Today marks 7 weeks since BB broke up with me (yes, I counted. I actually thought it was 8 and was much more proud of myself. 7 doesn't seem that significant). I have not called him or contacted him since his email two weeks ago. For that, I am proud of myself. But now I don't know what to do.
I still miss him, but I barely remember him. When I picture his face in my head, I can only picture pieces of it - like his cheeks (the only place on his body excepting his forehead and palms that was not covered in hair), or his eyes, or his chin. But not the whole thing. It bothers me a bit. Is my head slowly erasing him? Remember that picture that Michael J. Fox had of his brother and sister in Back to the Future? You know, as he screwed things up more and more, they slowly disappeared? That's kind of what I feel like.

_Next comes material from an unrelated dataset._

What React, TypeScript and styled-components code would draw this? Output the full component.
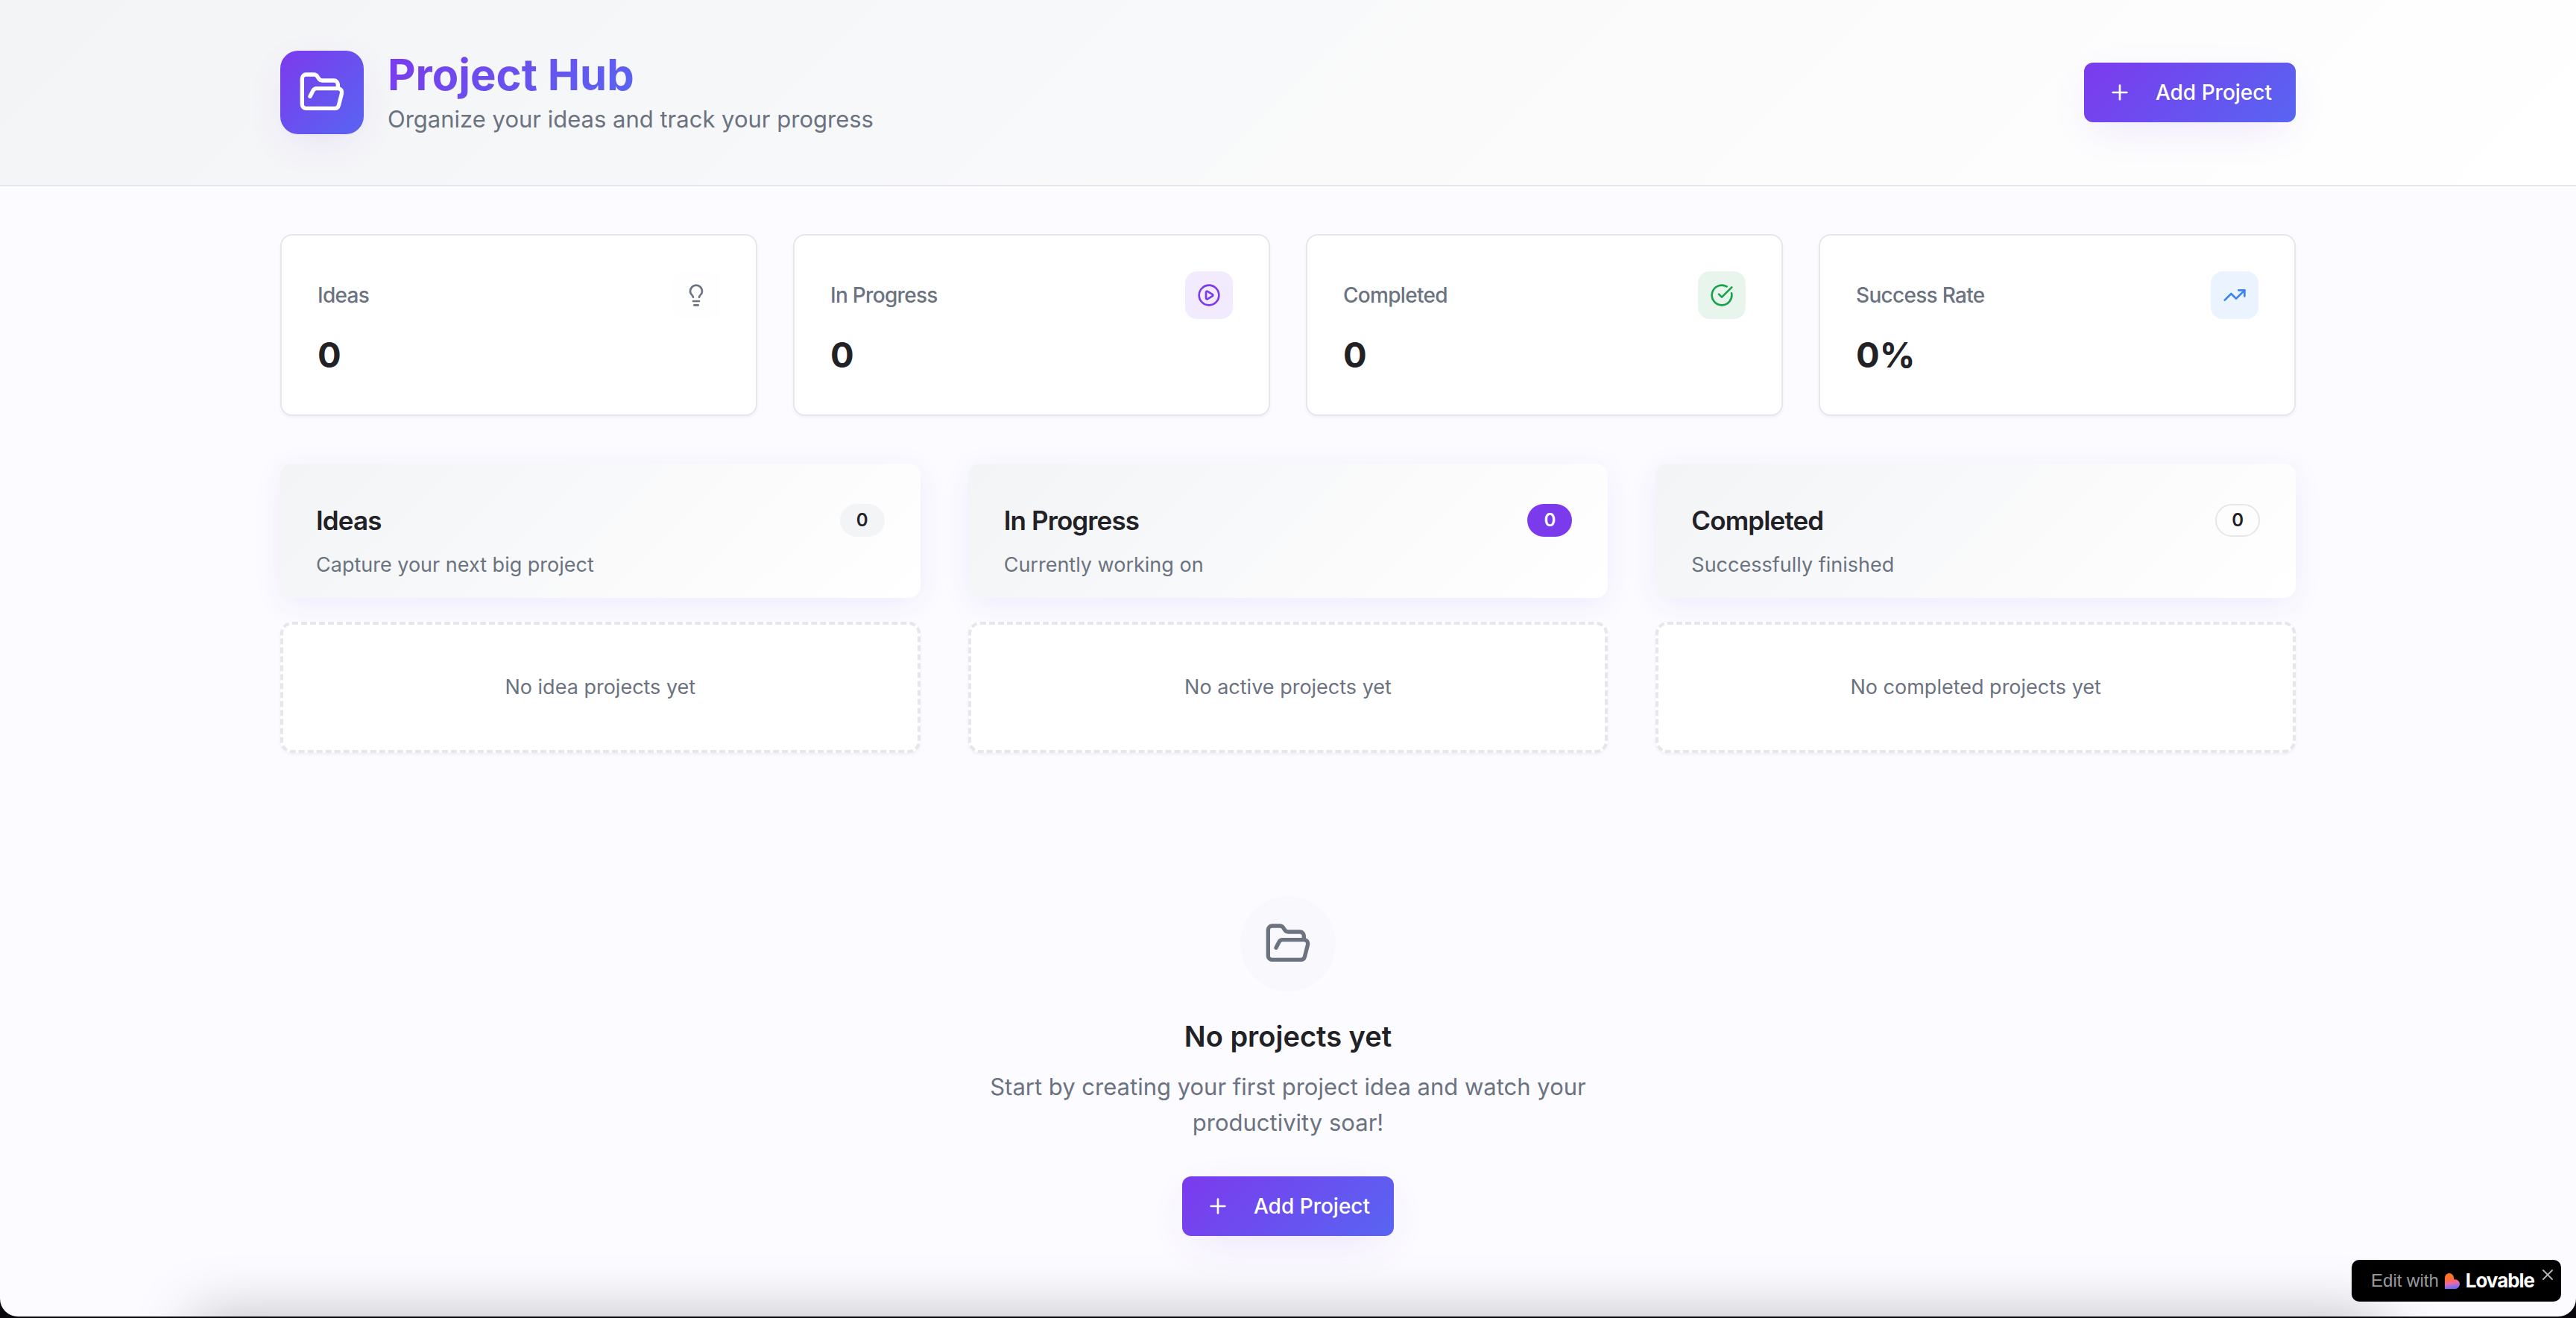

It seems weird to me now that I spent so much of my winter rearranging my life to be with him, particularly since I'm so busy this spring I can hardly keep it together. How the hell would I manage a boyfriend on top of this? And how would I afford it?! BB lived 25 miles away from my house, and 50 miles from where I work. Commuting back and forth to his place was getting expensive. And that was before gas hit $3.75.
But, fact is, I told him I would contact him sometime. And I still don't want to. I'm going to be so upset if the first words out of his mouth aren't "I made a mistake. I love you." And I don't expect him to say that, or anything like it. He didn't love me, and most men don't admit to mistakes. I've almost found myself wondering if he will try to contact me again. I totally win if he does, but then again, I'm going to be totally pissed cuz I told him that I would call him when I was ready. I'm sorry to bore you with this neurotic bullshit, but its helpful for me to write it down.
So, to make myself feel better, I'm going to start a list of why I will never get back together with BB. One reason a day.
#1 - He didn't eat vegetables, and I'm a vegetarian. Seriously, he even took the lettuce and tomatoes off his burgers. He would shudder when I ordered a salad the same way I shudder when someone orders veal. Eating was always a big ordeal. I like to eat without debating it.
This is a good start. Perhaps by the time I get to # 10 I'll be ready to call Sailboat.